Dearest Rachel –
Since you expressed yourself so much through the clothes you wore (particularly, your T-shirts), I probably should tell you about a few that I’ve been seeing as I’ve gone about the ship from time to time. Most of them are fairly straightforward, with favored bands, sports teams and alma maters, but every now and then, there are those that seize the attention and imagination, and I thought maybe you’d get a kick out of them.
Bear in mind, they come and go so quickly, that it rarely occurs to me to ask for a picture. In any event, taking a picture of someone else’s chest (especially one if that someone is a female) has got to seem a little bit weird, to put it charitably, so I’m not gonna bother for the most part.
I already mentioned the girl who claimed to be her own reality show, but here a few other sightings that I’ve come across in my wanderings back and forth from one deck to another.
“I have no cruise control; these things book themselves” I would imagine this is specific to this week’s adventure. Similarly, I also spotted someone whose shirt read, “Help! I’m on a family vacation!” Oh, come on, it can’t be that bad…
Along those same lines, I caught a glimpse of a shirt reading that “a laugh is an instant vacation.” Not bad, considering where we are. Sometimes, a laugh can be better, if considerably shorter. I certainly could use a few more of them, just to remind myself of where I am.
“Yes, but did you die?” I suppose it’s a more polite take on the ‘cool story, bro’ slogan that’s been making the rounds, but it’s still a peculiar question. I’m sure the joke is that the question hardly needs asking, but still, it seems silly. It did get my attention, though.
In a store in Oranjestad, one of the staffers was wearing a shirt saying “Chicks talk too much.” And before you get bent out of shape at how misogynist that is, bear in mind that the image was of Snoopy listening to Woodstock chattering on.
Here’s a quick interlude, from when I was ashore in Curaçao. Granted, this isn’t a T-shirt, but it sure seems to belong on one; I certainly give the designer credit for the sly subtlety:
Also spotted in Curaçao was one with a column of numbers: .22, .380, 9mm, .40, .45. Alongside the column, the shirt bore the legend “All faster than calling 911.” Well, I guess so…
Similarly in the spirit of St. Patrick’s Day, I saw one guy who’s shirt read: “Keep Calm and Lepre-chaun,” with the name of the little fellow deliberately split in order to conform to the poster style.
Had to think about this one for a moment: “П-mp”. Don’t know if the guy was a math geek, or just trying to slip something past the radar. In any event, he wasn’t decked out in true style to pass as a real one – you know, the feathered hat and gold-tipped cane and the like.

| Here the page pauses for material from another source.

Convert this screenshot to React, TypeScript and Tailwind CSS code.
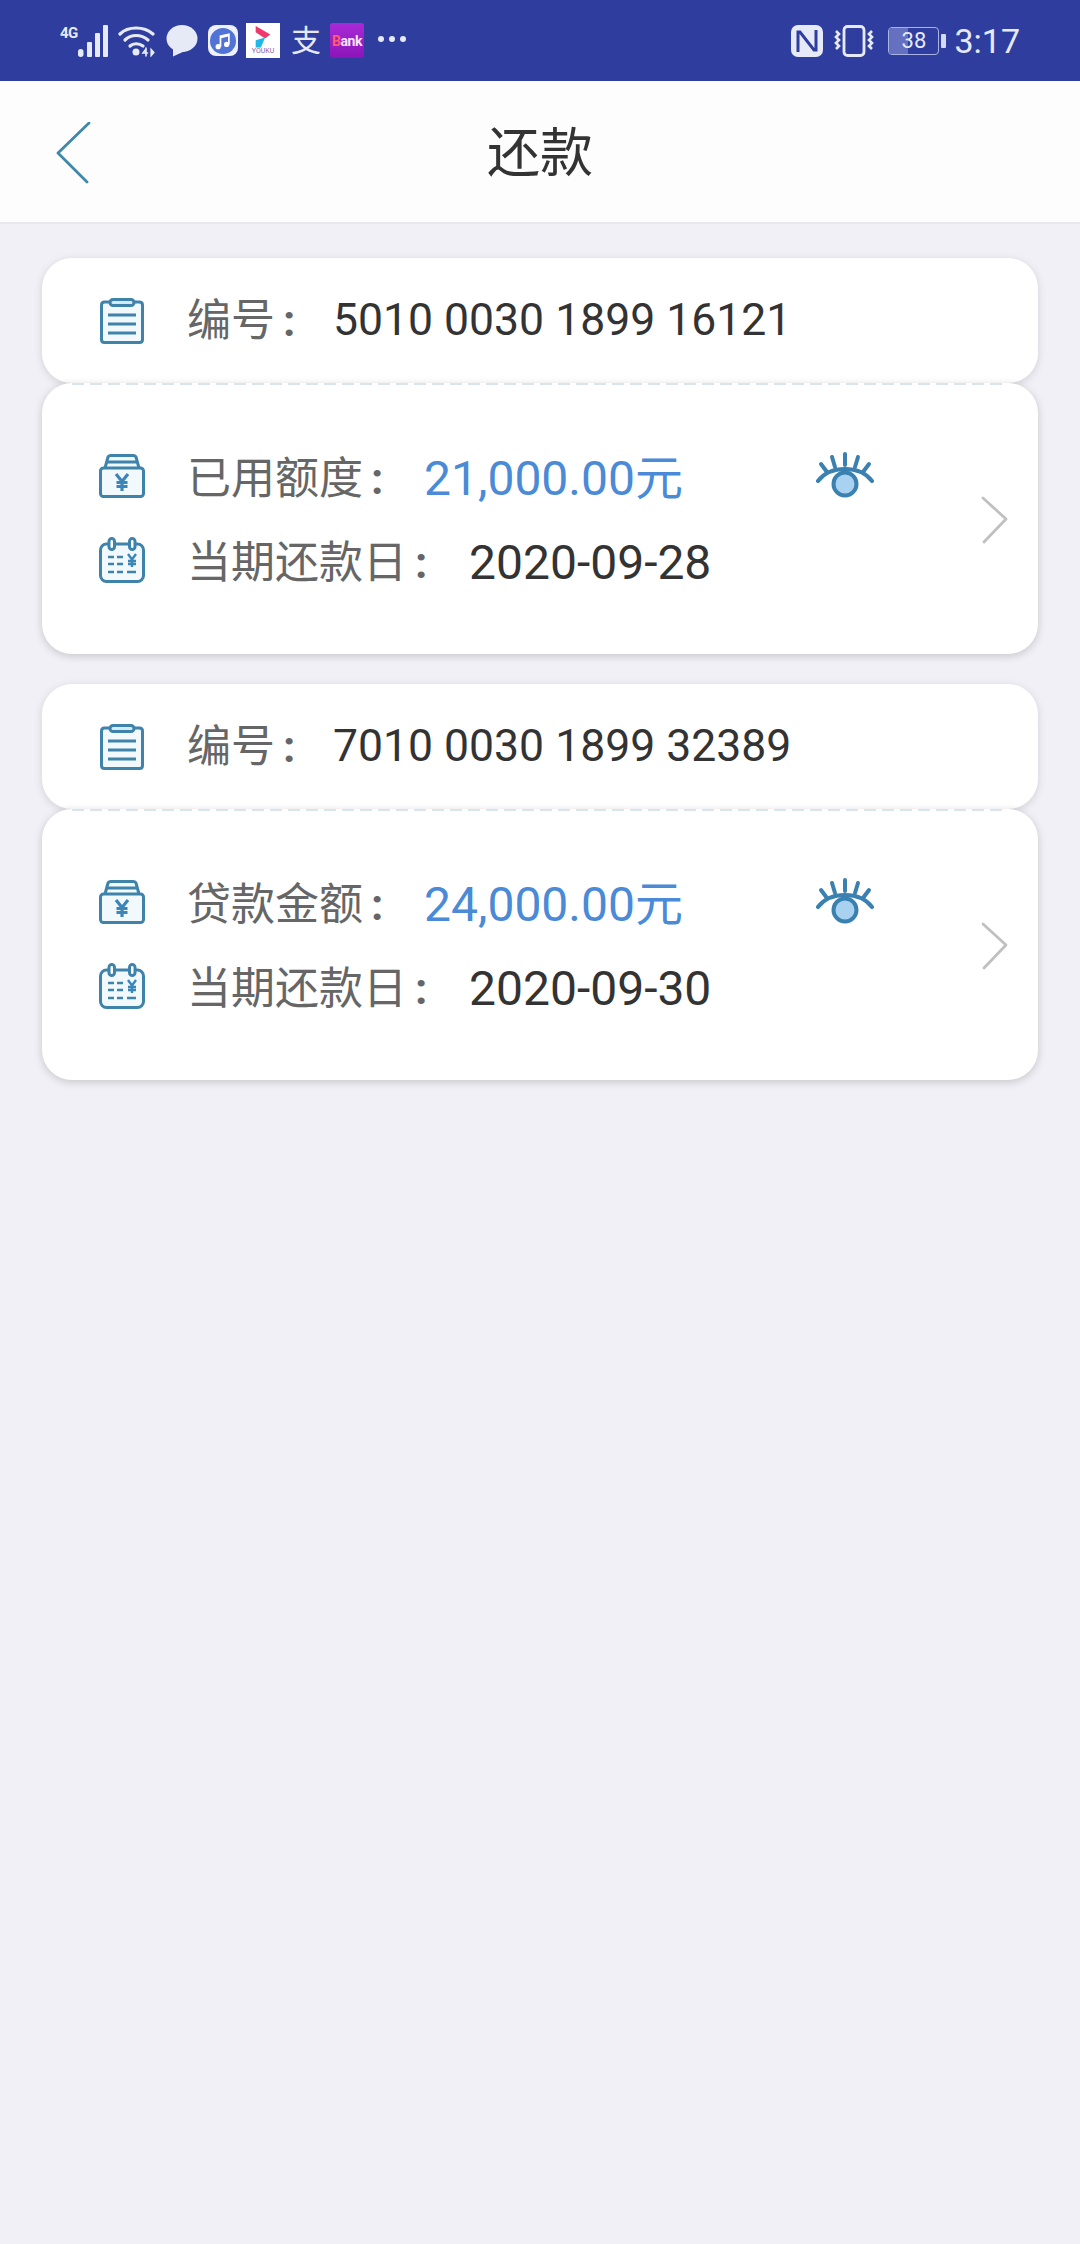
const FONT = "font-['Roboto','Noto_Sans_CJK_SC',sans-serif]";

function Signal() {
  return (
    <div className="flex h-[32px] items-start">
      <span className="w-[18px] text-[15px] font-bold leading-[16px] tracking-[-0.5px] text-[#e6eaf6]">4G</span>
      <svg width="32" height="32" viewBox="18 0 32 32" fill="#e6eaf6">
        <rect x="18" y="24" width="5.500" height="8" rx="2.700" />
        <rect x="27" y="17" width="5" height="15" rx="1" />
        <rect x="35" y="8" width="5" height="24" rx="1" />
        <rect x="43" y="0" width="5" height="32" rx="1" />
      </svg>
    </div>
  );
}

function Wifi() {
  return (
    <svg width="38" height="32" viewBox="0 0 38 32" fill="none" stroke="#e6eaf6" strokeWidth="3.200" strokeLinecap="round">
      <path d="M2 9C10 1 26 1 35 9" />
      <path d="M7 15C13 9 23 9 30 15" />
      <path d="M12 21C15 18 21 18 25 21" />
      <circle cx="18" cy="27" r="3.500" fill="#e6eaf6" stroke="none" />
      <path d="M28 24l-3 4h4.500M28 23v8" strokeWidth="1.600" />
      <path d="M33 24v7l3-3.500z" strokeWidth="1.200" fill="#e6eaf6" />
    </svg>
  );
}

function Bubble() {
  return (
    <svg width="32" height="32" viewBox="0 0 32 32" fill="#e6eaf6">
      <ellipse cx="16" cy="13.500" rx="15.500" ry="13.500" />
      <path d="M7 22L7 31.500L19 26z" />
    </svg>
  );
}

function MusicApp() {
  return (
    <div className="flex h-[31px] w-[30px] items-center justify-center rounded-[8px] bg-[#eef0fb]">
      <div className="flex h-[26px] w-[26px] items-center justify-center rounded-full bg-[#5273d6]">
        <svg width="18" height="18" viewBox="0 0 16 16" fill="#fff">
          <path d="M5 3l9-2v10h-1.500V4L6.500 5.500V13H5z" />
          <circle cx="3.700" cy="13" r="2.300" />
          <circle cx="11.200" cy="11" r="2.300" />
        </svg>
      </div>
    </div>
  );
}

function YoukuApp() {
  return (
    <div className="flex h-[35px] w-[34px] flex-col items-center bg-white pt-[3px]">
      <svg width="20" height="22" viewBox="0 0 18 21">
        <path d="M2 0L16 8L11 12L2 6z" fill="#f0386b" />
        <path d="M11 11L2 13.500V20.500H7z" fill="#1fb8e8" />
      </svg>
      <div className="mt-[-1px] text-[7px] leading-[9px] text-[#8a5aa8]">YOUKU</div>
    </div>
  );
}

function BankApp() {
  return (
    <div className="flex h-[35px] w-[34px] items-center justify-center rounded-[3px] bg-gradient-to-b from-[#a82ad8] to-[#8d14b8]">
      <span className="text-[14px] font-bold leading-none tracking-[-0.5px] text-[#f6e6f8]">
        <span className="text-[#ff5a6e]">B</span>ank
      </span>
    </div>
  );
}

function Nfc() {
  return (
    <svg width="32" height="32" viewBox="0 0 32 32">
      <rect x="0" y="0" width="32" height="32" rx="7" fill="#e6eaf6" />
      <path d="M7 27V7h2l14 18h2V5" fill="none" stroke="#2f3e9e" strokeWidth="3" />
    </svg>
  );
}

function Vibrate() {
  return (
    <svg width="42" height="32" viewBox="0 0 42 32" fill="none" stroke="#e6eaf6">
      <rect x="11" y="1.500" width="20" height="29" rx="3.500" strokeWidth="2.800" />
      <path d="M3 6l3 3-3 3 3 3-3 3 3 3-3 3" strokeWidth="2.600" />
      <path d="M39 6l-3 3 3 3-3 3 3 3-3 3 3 3" strokeWidth="2.600" />
    </svg>
  );
}

function Battery() {
  return (
    <div className="flex items-center gap-[2px]">
      <div className="relative flex h-[28px] w-[51px] items-center justify-center overflow-hidden rounded-[4px] border border-[#aab4e4]">
        <div className="absolute bottom-0 left-0 top-0 w-[19px] bg-[#6571c0]" />
        <span className="relative text-[22px] leading-none text-[#e6eaf6]">38</span>
      </div>
      <div className="h-[14px] w-[5px] rounded-[1px] bg-[#d4d9f0]" />
    </div>
  );
}

function StatusBar() {
  return (
    <div className="flex h-[81px] items-center justify-between bg-[#2f3e9e] pl-[60px] pr-[60px]">
      <div className="flex items-center">
        <Signal />
        <div className="ml-[8px]"><Wifi /></div>
        <div className="ml-[10px]"><Bubble /></div>
        <div className="ml-[10px]"><MusicApp /></div>
        <div className="ml-[8px]"><YoukuApp /></div>
        <span className="ml-[11px] w-[32px] text-[30px] leading-none text-[#e6eaf6]">支</span>
        <div className="ml-[7px]"><BankApp /></div>
        <span className="ml-[14px] mt-[-3px] flex gap-[5px]">
          <i className="h-[6px] w-[6px] rounded-full bg-[#e6eaf6]" />
          <i className="h-[6px] w-[6px] rounded-full bg-[#e6eaf6]" />
          <i className="h-[6px] w-[6px] rounded-full bg-[#e6eaf6]" />
        </span>
      </div>
      <div className="flex items-center">
        <Nfc />
        <div className="ml-[10px]"><Vibrate /></div>
        <div className="ml-[13px]"><Battery /></div>
        <span className="ml-[8px] text-[34px] leading-none text-[#e6eaf6]">3:17</span>
      </div>
    </div>
  );
}

function Header() {
  return (
    <div className="relative flex h-[143px] items-center justify-center border-b-2 border-[#e8e8ec] bg-[#fdfdfd]">
      <svg className="absolute left-[56px] top-[41px]" width="36" height="62" viewBox="0 0 36 62" fill="none" stroke="#3f87ab" strokeWidth="2.800" strokeLinecap="round" strokeLinejoin="round">
        <path d="M33 1L2 31L31 60" />
      </svg>
      <span className="mt-[6px] text-[53px] leading-none text-[#333333]">还款</span>
    </div>
  );
}

function ClipboardIcon() {
  return (
    <svg width="44" height="46" viewBox="0 0 44 46" fill="none" stroke="#3f83ab" strokeWidth="3">
      <path d="M10 4H4.500Q1.500 4 1.500 7V41.500Q1.500 44.500 4.500 44.500H39.500Q42.500 44.500 42.500 41.500V7Q42.500 4 39.500 4H34" fill="#f2f9fd" />
      <rect x="10" y="1.500" width="24" height="6" rx="3" fill="#d6eaf6" />
      <path d="M8 17H36M8 26H36M8 35H36" />
    </svg>
  );
}

function WalletIcon() {
  return (
    <svg width="46" height="44" viewBox="0 0 46 44" fill="none" stroke="#3f83ab" strokeWidth="3">
      <path d="M6 14L9 3Q9.500 1.500 11.500 1.500H34.500Q36.500 1.500 37 3L40 14" fill="#f2f9fd" />
      <path d="M8 8H38" />
      <rect x="1.500" y="14" width="43" height="28.500" rx="3" fill="#f2f9fd" />
      <path d="M17 20L23 27.500L29 20M23 27.500V37M17.500 28.500H28.500M17.500 32.500H28.500" stroke="#3a86bb" strokeWidth="3.200" />
    </svg>
  );
}

function CalendarIcon() {
  return (
    <svg width="46" height="46" viewBox="0 0 46 46" fill="none" stroke="#3f83ab" strokeWidth="3">
      <rect x="1.500" y="7" width="43" height="37.500" rx="6" fill="#f2f9fd" />
      <rect x="10" y="1.500" width="5.500" height="11" rx="2.750" fill="#fff" />
      <rect x="30.500" y="1.500" width="5.500" height="11" rx="2.750" fill="#fff" />
      <path d="M9 20H15M18 20H24M9 27H15M18 27H24M9 35H15M18 35H24M28 35H37" strokeWidth="2.400" />
      <path d="M29 17L33 22.500L37 17M33 22.500V30M29 24H37M29 27H37" stroke="#3a86bb" strokeWidth="2.400" />
    </svg>
  );
}

function EyeIcon() {
  return (
    <svg width="58" height="46" viewBox="0 0 58 46" fill="none" stroke="#3a80b0" strokeWidth="4" strokeLinecap="round">
      <path d="M2 29C14 13 44 13 56 29" />
      <path d="M29 2V13M16 5L19 15M42 5L39 15M5 12L11 20M53 12L47 20" />
      <circle cx="29" cy="32" r="11.500" fill="#a8d2f0" />
    </svg>
  );
}

function ChevronRight() {
  return (
    <svg width="27" height="48" viewBox="0 0 27 48" fill="none" stroke="#c0c0c0" strokeWidth="2.800" strokeLinecap="round" strokeLinejoin="round">
      <path d="M2 2L25 23L3 46" />
    </svg>
  );
}

type Loan = {
  no: string;
  label: string;
  amount: string;
  due: string;
};

const loans: Loan[] = [
  { no: "5010 0030 1899 16121", label: "已用额度", amount: "21,000.00元", due: "2020-09-28" },
  { no: "7010 0030 1899 32389", label: "贷款金额", amount: "24,000.00元", due: "2020-09-30" },
];

function Colon() {
  return <span className="ml-[8px] font-bold">:</span>;
}

function LoanCard({ loan }: { loan: Loan }) {
  return (
    <div>
      <div className="flex h-[125px] items-center rounded-[30px] bg-white pl-[58px] shadow-[0_2px_8px_rgba(0,0,0,0.13)]">
        <ClipboardIcon />
        <span className="ml-[43px] w-[146px] text-[44px] leading-none text-[#666666]">
          编号<Colon />
        </span>
        <span className="text-[44.500px] leading-none text-[#333333]">{loan.no}</span>
      </div>
      <div className="flex h-[271px] flex-col rounded-[30px] bg-white shadow-[0_2px_8px_rgba(0,0,0,0.18)]">
        <div className="mx-[30px] h-[2px] bg-[repeating-linear-gradient(90deg,#d8e4ee_0_12px,transparent_12px_18px)]" />
        <div className="flex flex-1 items-center justify-between pl-[57px] pr-[30px]">
          <div className="flex flex-col gap-[38px] pt-[2px]">
            <div className="flex h-[46px] items-center">
              <div className="mt-[-6px]"><WalletIcon /></div>
              <span className="ml-[42px] w-[237px] text-[44px] leading-none text-[#666666]">
                {loan.label}<Colon />
              </span>
              <span className="w-[392px] text-[48px] leading-none text-[#4a8ad6]">{loan.amount}</span>
              <div className="mb-[8px]"><EyeIcon /></div>
            </div>
            <div className="flex h-[46px] items-center">
              <div className="mt-[-6px]"><CalendarIcon /></div>
              <span className="ml-[42px] w-[282px] text-[44px] leading-none text-[#666666]">
                当期还款日<Colon />
              </span>
              <span className="text-[48px] leading-none text-[#333333]">{loan.due}</span>
            </div>
          </div>
          <ChevronRight />
        </div>
      </div>
    </div>
  );
}

export default function App() {
  return (
    <div className={`min-h-[2244px] bg-[#f0f0f6] ${FONT}`}>
      <StatusBar />
      <Header />
      <div className="flex flex-col gap-[30px] pl-[42px] pr-[42px] pt-[34px]">
        {loans.map((loan) => (
          <LoanCard key={loan.no} loan={loan} />
        ))}
      </div>
    </div>
  );
}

It does occur to me that some fraternity might (or might have) embraced this same ethos by calling themselves Pi Mu Rho, but I don’t know if the joke would necessarily translate in such a case.
Equally puzzling is a girl wearing a shirt saying ‘Birthday Boy.’ I suppose it’s possible that’s the name of a band, but really?
Seen at lunch one day: “I run on coffee, CHAOS, and cuss words”. Would have been a bit more appropriate at breakfast, but it isn’t as if you’re expected to change shirts throughout the day. Interestingly enough, I spotted the same woman in the same shirt a couple days later in the Solarium. She’s nothing if not consistent.
At the airport, I see a tired father carrying a crying little girl on his shoulders. Her T-shirt read “Little Miss Fussy.” I don’t think I’ve ever seen anything more appropriate; I’m wondering how they got her to wear that shirt, though, considering how insulting it is to her.
Anyway, that was just a little bit of fun stuff I’d been collecting throughout my recent travels. Hope you liked it. I’ll catch up with you later today, I should hope.
Until then, keep an eye out for me, honey. Love you.